May 6, 2024

Autoworkers’ Early Vote on Ford Contract Is Negative

With voting completed Thursday at plants that account for roughly 20 percent of Ford’s 41,000 members of the United Automobile Workers union, the four-year tentative contract had been rejected by about 55 percent, the union said on a Facebook page dedicated to its negotiations with the company.

In the last couple of days, 63 percent of workers at two big assembly plants in Michigan and Illinois voted against the deal even though it promised larger bonuses and more new jobs than contracts negotiated with General Motors and Chrysler.

Workers have indicated that they are most upset that the contract keeps wages frozen for those on the traditional pay scale, particularly in light of bonuses given to top Ford executives as the company, the country’s second-largest automaker, has rebounded from the recession. Many are also upset that people hired in the last few years will continue to be paid much lower wages, though the second-tier pay scale was increased by several dollars an hour in the new contract.

“I’m fairly confident that Ford can afford to pay us more,” said Gary Walkowicz, an opponent of the deal who works at a Ford plant near the company’s headquarters in Dearborn, Mich. “We’ll be talking about more than 10 years without a raise by the end of this contract.”

The surprising early showing against the contract prompted the U.A.W. to alert union locals to begin preparations for a strike as soon as next week if the tentative agreement failed to pass. Voting will continue through Tuesday.

“This will be our next course of action if the tentative national agreement is rejected,” Keith W. Brown, president of U.A.W. Local 245 in Dearborn wrote in a blog posted Thursday.

Mr. Brown, who represents workers in Ford’s research and engineering departments, added that he was “still hopeful that we will not need to strike.”

Some workers opposing the deal say union leaders are merely raising the possibility of a strike to scare more of its members into ratifying the deal.

And some labor experts said the big payouts to Ford’s senior management — its executive chairman, William Clay Ford Jr., and chief executive, Alan R. Mulally, each received $26 million in compensation last year — might be stirring up a protest vote at the first plants to cast ballots. Postings on the union’s Facebook pages have criticized the paychecks of “greedy” executives and empathized with the protests on Wall Street about compensation in the financial services industry.

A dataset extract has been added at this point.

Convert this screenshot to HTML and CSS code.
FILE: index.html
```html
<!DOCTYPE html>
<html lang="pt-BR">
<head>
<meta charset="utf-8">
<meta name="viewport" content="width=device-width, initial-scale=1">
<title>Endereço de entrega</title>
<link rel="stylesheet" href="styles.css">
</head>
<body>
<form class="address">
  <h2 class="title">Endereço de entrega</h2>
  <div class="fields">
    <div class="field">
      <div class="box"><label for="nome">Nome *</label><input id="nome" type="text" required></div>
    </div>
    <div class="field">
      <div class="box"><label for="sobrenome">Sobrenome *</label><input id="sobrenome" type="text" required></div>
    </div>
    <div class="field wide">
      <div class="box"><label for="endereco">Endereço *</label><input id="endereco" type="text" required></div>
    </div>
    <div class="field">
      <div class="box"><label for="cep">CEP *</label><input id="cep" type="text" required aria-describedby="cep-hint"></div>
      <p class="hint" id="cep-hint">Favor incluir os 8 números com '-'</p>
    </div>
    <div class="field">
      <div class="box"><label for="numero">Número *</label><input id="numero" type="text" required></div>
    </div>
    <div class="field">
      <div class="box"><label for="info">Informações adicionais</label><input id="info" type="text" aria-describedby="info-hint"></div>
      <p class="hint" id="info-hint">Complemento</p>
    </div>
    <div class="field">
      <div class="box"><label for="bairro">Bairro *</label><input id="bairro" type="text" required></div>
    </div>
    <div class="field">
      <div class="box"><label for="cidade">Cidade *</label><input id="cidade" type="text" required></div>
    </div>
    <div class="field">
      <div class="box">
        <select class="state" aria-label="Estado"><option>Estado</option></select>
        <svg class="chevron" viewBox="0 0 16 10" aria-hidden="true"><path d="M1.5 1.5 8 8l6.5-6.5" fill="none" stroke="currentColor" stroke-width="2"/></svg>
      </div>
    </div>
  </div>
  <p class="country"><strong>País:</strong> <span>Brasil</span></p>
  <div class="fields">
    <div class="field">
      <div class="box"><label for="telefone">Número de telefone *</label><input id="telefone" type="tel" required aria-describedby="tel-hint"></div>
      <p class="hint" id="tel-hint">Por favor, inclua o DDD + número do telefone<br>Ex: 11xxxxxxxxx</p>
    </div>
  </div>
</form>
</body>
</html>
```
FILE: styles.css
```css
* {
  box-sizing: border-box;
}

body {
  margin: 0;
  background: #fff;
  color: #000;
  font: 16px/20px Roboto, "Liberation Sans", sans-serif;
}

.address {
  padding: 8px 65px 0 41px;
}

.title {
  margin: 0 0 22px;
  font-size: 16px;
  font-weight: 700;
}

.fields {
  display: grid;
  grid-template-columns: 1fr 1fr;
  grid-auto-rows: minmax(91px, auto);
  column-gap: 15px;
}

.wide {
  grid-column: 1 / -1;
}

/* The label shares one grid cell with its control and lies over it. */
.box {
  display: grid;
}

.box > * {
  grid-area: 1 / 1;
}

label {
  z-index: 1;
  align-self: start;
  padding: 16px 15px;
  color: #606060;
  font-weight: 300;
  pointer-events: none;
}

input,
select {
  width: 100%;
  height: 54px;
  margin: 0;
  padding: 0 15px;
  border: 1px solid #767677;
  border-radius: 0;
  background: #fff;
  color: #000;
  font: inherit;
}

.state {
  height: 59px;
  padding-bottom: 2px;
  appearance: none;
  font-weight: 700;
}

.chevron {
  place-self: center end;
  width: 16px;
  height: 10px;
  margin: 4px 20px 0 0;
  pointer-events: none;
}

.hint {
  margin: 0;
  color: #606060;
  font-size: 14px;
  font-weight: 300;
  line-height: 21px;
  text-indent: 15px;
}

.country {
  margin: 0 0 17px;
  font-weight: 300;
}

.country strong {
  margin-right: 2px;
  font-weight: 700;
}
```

“There’s no question the executive salaries played into this,” said Harley Shaiken, a labor professor at the University of California, Berkeley. “It sets the wrong tone and invites comparison to the issues on Wall Street.”

The U.A.W.’s president, Bob King, and his aides were pushing hard for workers in other large plants to support the contract and counteract the negative vote received thus far.

In previous contracts, union members have occasionally rejected agreements early in the process, only to have the last voting factories support the deal overwhelmingly. A big swing factor could be the voting that concludes this weekend at Local 600 in Michigan, which represents about 6,000 workers at Ford’s Rouge assembly complex.

“The early votes tend to reflect anger over what’s not in the contract,” said Mr. Shaiken. “The later votes tend to reflect a more realistic view that this is the agreement they are going to get.”

Ford is the only American auto company that the U.A.W. can strike during this round of contract talks, but both the company and the union have indicated little interest in a showdown. Beyond a strike, if the ratification should fall short, the two sides could hold further talks, or Ford could impose a lockout on the union workers.